To measure the period,assume the timebase is kept at 1ms/div.The waveform takes 3.5 squares before repeating itself again,then the time period is ,

TimePeriod(waveform)=Timebase(1 ms/div)*Length occupied in terms of number of squares(3.5 squares).

 

[betwixt]

@danny davis, what you say makes no sense. First you say the pulse time is 0.28 seconds, then you say the length of the cycle is 1mS, that's a difference of 280 times!

A cycle, when referring to a waveform is the part of the waveform from start to finish. In a repetitive waveform, it is the part from a point on one cycle to the same point on the next cycle.

You should be using the oscilloscope like a stopwatch, the trace starts when triggered and you look for where it ends. The dot moves across at a known speed per division so if you count the number of divisions you can calculate the time. As with any distance calculation, you use an appropriate unit of measurment. That unit is set by the timebase speed selector knob.

Example: you want to measure the length of a car. It would be inappropriate to use a map of your whole country and try to figure out the length by thinking of the car as a tiny spec of ink and looking it up against the map scale. Equally, you wouldn't use a micrometer and measure out thousands of tiny lengths and add them all up. You would use something, for example a tape measure, which was just a bit longer than the car. On an oscilloscope you have an adjustable scale, the timebase speed selector, which lets you 'zoom in and out' to find the most appropriate length of measure.

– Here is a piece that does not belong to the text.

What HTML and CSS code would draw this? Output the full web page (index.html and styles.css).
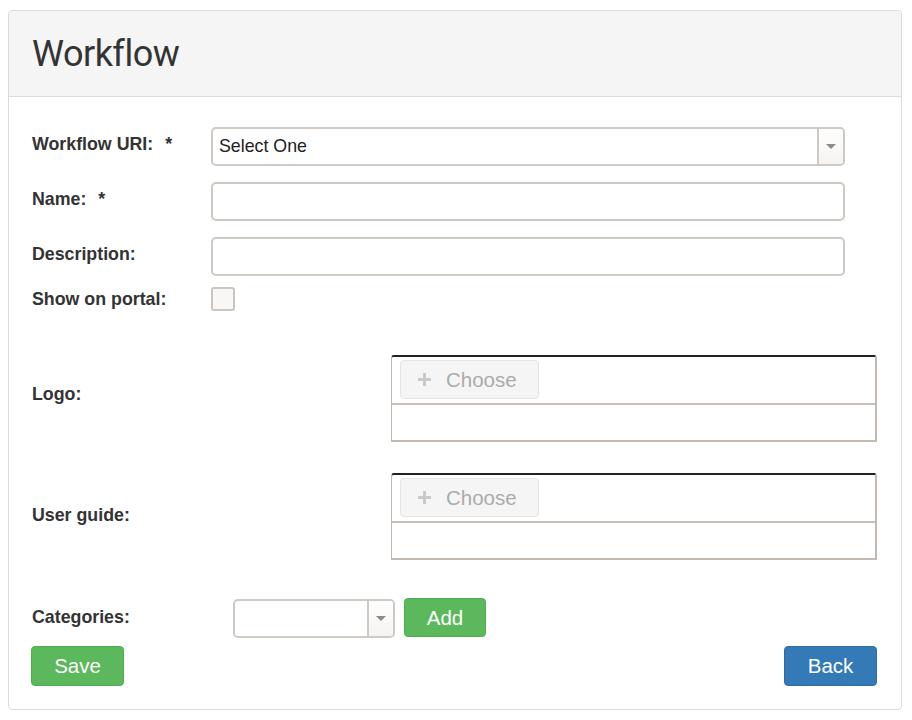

It is entirely up to you to pick the best speed, you do it so the waveform you are investigating fits an appropriate number of units across the screen to take the best measurement. It's visual, not done by calculation.

Brian.

 

[jiripolivka]

From all it can be clearly seen that an analog oscilloscope is not a good instrument to measure slow pulsed signals. One can use a digital storage oscilloscope which has a memory, but the best way is to use a simple lab counter.
To be sure that the counter shows the wanted parameters of such slow pulsed signal, the digital storage scope is fine to accompany the counter.